By screwing vintage 13th Floor Elevators riffs down to trip-hop tempos, the Black Angels struck psych-rock pay dirt. The Austin, Texas-based quintet’s 2006 debut, Passover, and its follow-up, Directions to See a Ghost, were sufficiently fuzzy-headed to win over a few record-store nerds, but also possessed enough head-bobbing grooves to keep college dudes from getting bored. The Black Angels’ third album, Phosphene Dream, is groovier still. Recorded in Los Angeles with producer D. Sardy (Black Mountain, Holy Fuck), it finds the band peeling back the psychedelic murk and tempering its bad vibes with a hint of flower-power homage. It’s about time, too. After two records of hazy drones and mid-tempo grind, the Black Angels desperately needed to hit the defog button and get some perspective.

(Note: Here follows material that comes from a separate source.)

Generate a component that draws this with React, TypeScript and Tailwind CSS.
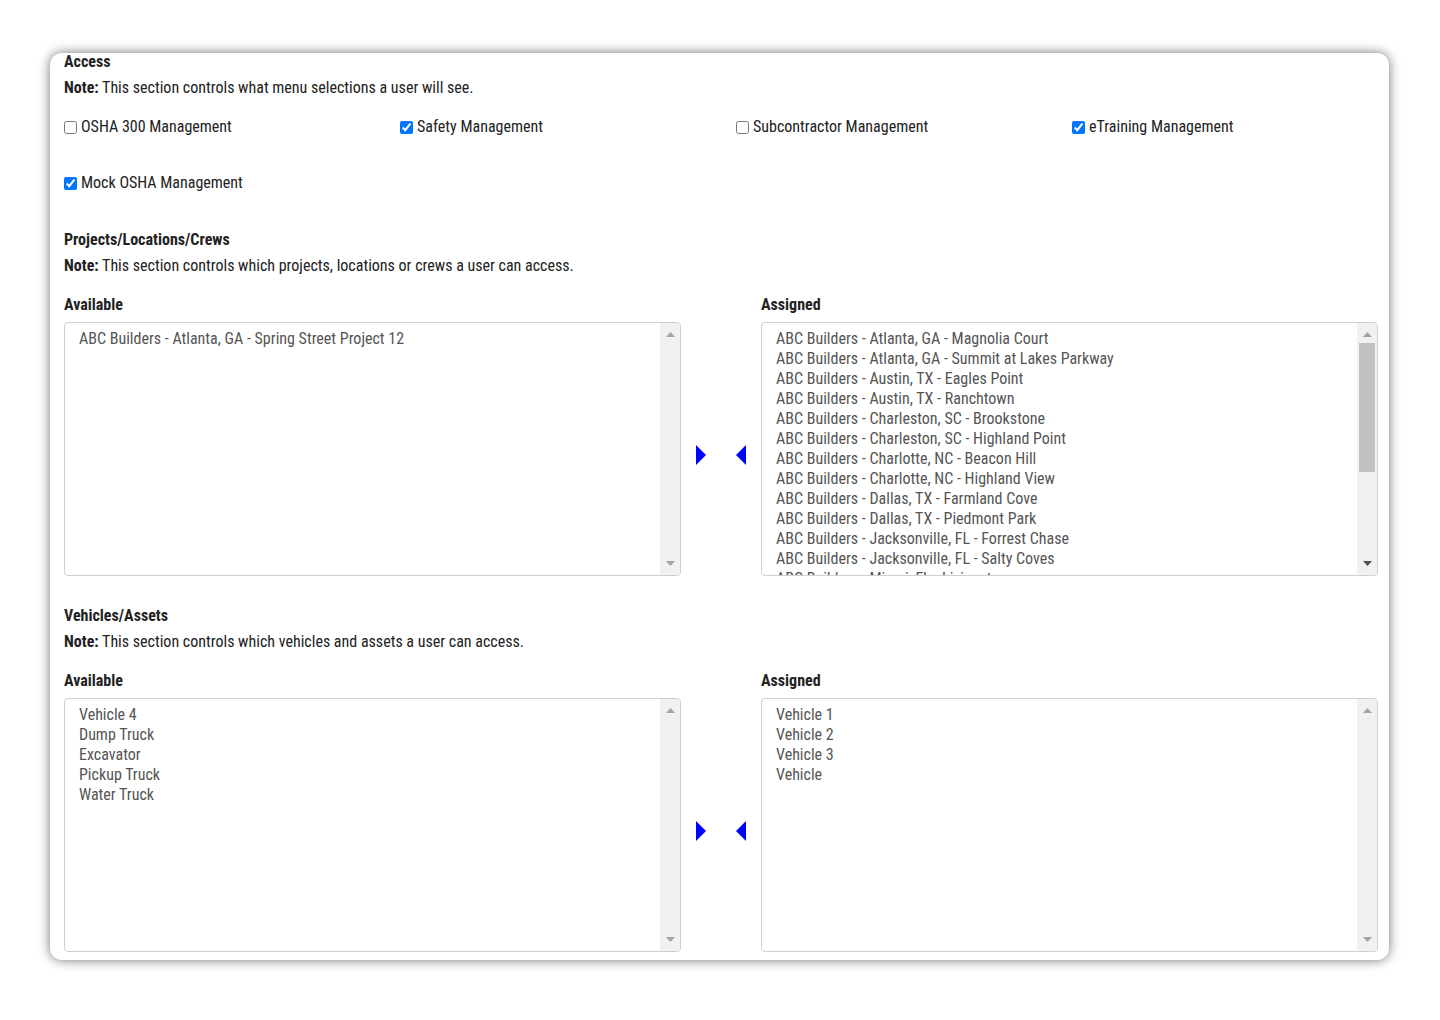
import React from "react";

const font = { fontFamily: "Roboto, 'Noto Sans', sans-serif" };

function Arrow({ dir }: { dir: "right" | "left" }) {
  return (
    <svg width="10" height="20" viewBox="0 0 10 20" className="block">
      {dir === "right" ? (
        <polygon points="0,0 10,10 0,20" fill="#0000ff" />
      ) : (
        <polygon points="10,0 0,10 10,20" fill="#0000ff" />
      )}
    </svg>
  );
}

function Scrollbar({ thumb }: { thumb: boolean }) {
  return (
    <div className="w-[20px] shrink-0 bg-[#f1f1f1] flex flex-col items-center">
      <div className="h-[20px] w-full flex items-center justify-center">
        <svg width="9" height="5" viewBox="0 0 9 5" className="mt-[2px]">
          <polygon points="0,5 4.5,0 9,5" fill="#a3a3a3" />
        </svg>
      </div>
      <div className="flex-1 w-full px-[2px]">
        {thumb && <div className="h-[129px] w-full bg-[#c1c1c1]" />}
      </div>
      <div className="h-[24px] w-full flex items-center justify-center">
        <svg width="9" height="5" viewBox="0 0 9 5">
          <polygon points="0,0 4.5,5 9,0" fill={thumb ? "#505050" : "#a3a3a3"} />
        </svg>
      </div>
    </div>
  );
}

function ListBox({ items, thumb = false }: { items: string[]; thumb?: boolean }) {
  return (
    <div className="h-[254px] border border-[#cfcfcf] rounded-[4px] bg-white flex overflow-hidden">
      <div className="flex-1 overflow-hidden pl-[14px] pt-[6px] text-[#555555]">
        {items.map((it) => (
          <div key={it} className="h-[20px] leading-[20px] whitespace-nowrap">
            {it}
          </div>
        ))}
      </div>
      <Scrollbar thumb={thumb} />
    </div>
  );
}

function Check({ label, checked }: { label: string; checked: boolean }) {
  return (
    <label className="flex items-center gap-[4px] h-[20px] leading-[20px]">
      <input
        type="checkbox"
        defaultChecked={checked}
        className="w-[13px] h-[13px] m-0"
      />
      <span>{label}</span>
    </label>
  );
}

function Transfer({
  left,
  right,
  thumb,
}: {
  left: string[];
  right: string[];
  thumb: boolean;
}) {
  return (
    <>
      <div className="grid grid-cols-[617px_80px_617px] mt-[19px] font-bold text-[#222222] leading-[20px]">
        <div>Available</div>
        <div />
        <div>Assigned</div>
      </div>
      <div className="grid grid-cols-[617px_80px_617px] mt-[7px]">
        <ListBox items={left} />
        <div className="flex items-center justify-center gap-[30px] pt-[12px]">
          <Arrow dir="right" />
          <Arrow dir="left" />
        </div>
        <ListBox items={right} thumb={thumb} />
      </div>
    </>
  );
}

export default function App() {
  const assigned = [
    "ABC Builders - Atlanta, GA - Magnolia Court",
    "ABC Builders - Atlanta, GA - Summit at Lakes Parkway",
    "ABC Builders - Austin, TX - Eagles Point",
    "ABC Builders - Austin, TX - Ranchtown",
    "ABC Builders - Charleston, SC - Brookstone",
    "ABC Builders - Charleston, SC - Highland Point",
    "ABC Builders - Charlotte, NC - Beacon Hill",
    "ABC Builders - Charlotte, NC - Highland View",
    "ABC Builders - Dallas, TX - Farmland Cove",
    "ABC Builders - Dallas, TX - Piedmont Park",
    "ABC Builders - Jacksonville, FL - Forrest Chase",
    "ABC Builders - Jacksonville, FL - Salty Coves",
    "ABC Builders - Miami, FL - Livingston",
    "ABC Builders - Miami, FL - Palm Grove",
  ];
  return (
    <div
      className="min-h-screen bg-white pt-[53px] pl-[50px] text-[16px] font-stretch-condensed text-[#222222]"
      style={font}
    >
      <div className="w-[1339px] h-[907px] rounded-[12px] bg-white shadow-[0_0_12px_rgba(0,0,0,0.55)] overflow-hidden px-[14px]">
        <div className="-mt-[1px] font-bold leading-[20px]">Access</div>
        <div className="mt-[6px] leading-[20px]">
          <b>Note:</b> This section controls what menu selections a user will see.
        </div>
        <div className="grid grid-cols-[repeat(4,336px)] gap-y-[36px] mt-[19px]">
          <Check label="OSHA 300 Management" checked={false} />
          <Check label="Safety Management" checked={true} />
          <Check label="Subcontractor Management" checked={false} />
          <Check label="eTraining Management" checked={true} />
          <Check label="Mock OSHA Management" checked={true} />
        </div>

        <div className="mt-[37px] font-bold leading-[20px]">Projects/Locations/Crews</div>
        <div className="mt-[6px] leading-[20px]">
          <b>Note:</b> This section controls which projects, locations or crews a user can access.
        </div>
        <Transfer
          left={["ABC Builders - Atlanta, GA - Spring Street Project 12"]}
          right={assigned}
          thumb={true}
        />

        <div className="mt-[30px] font-bold leading-[20px]">Vehicles/Assets</div>
        <div className="mt-[6px] leading-[20px]">
          <b>Note:</b> This section controls which vehicles and assets a user can access.
        </div>
        <Transfer
          left={["Vehicle 4", "Dump Truck", "Excavator", "Pickup Truck", "Water Truck"]}
          right={["Vehicle 1", "Vehicle 2", "Vehicle 3", "Vehicle"]}
          thumb={false}
        />
      </div>
    </div>
  );
}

It helps that the group has flushed out its Rolodex of Acceptable Psychedelic Influences. On “True Believers”, frontman Alex Mass bends his voice into a spooky and near-perfect approximation of Jefferson Airplane singer Grace Slick. “Haunting at 1300 McKinley” borrows some bluesy shuffle from the Animals. “Yellow Elevator #2” slips from a spiky Pink Floyd-inspired organ hook to an eerie Odessey and Oracle-worthy outro. These are welcome additions to the band’s sonic palate, but the past doesn’t hold all the answers for the Black Angels. Their eerie vibe doesn’t mesh very well with the hippie decade’s perkier moments. “Sunday Afternoon” brings those 13th Floor Elevators riffs back up to speed, but lacks that band’s cult-ish quirks. “Telephone”, the album’s up-tempo tambourine-fueled first single, comes off as an underdeveloped British Invasion pastiche. Or maybe it’s just out of place, sandwiched between haunted-head-shop fare like “The Sniper”.
Instead, the record works best when the band simply reigns in the sludgy brew th at defined its sound early on. Whether pushed by Sardy or entirely of their own volition, the Black Angels have tightened up their songwriting. It’s the subtle things that make a difference– laying off the atmospherics, incorporating sudden shifts, and clamping down on the meandering jams. Album opener “Bad Vibrations” starts pretty much where Directions to See a Ghost left off, but it gets an adrenaline shot for a noise-addled final minute. The album’s heaviest track, “River of Blood”, cycles from steady groove to free-form freak-out to precision-wound fuzz riffage in just four minutes.
The Black Angels had some great songs on Passover and Directions to See a Ghost, but after a few tracks, they all began to sound the same. Phosphene Dream is a step up, if only for the little bit of variety that the tighter arrangements and genre-hopping provide. You can take it a piece at a time or swallow it in one big dose.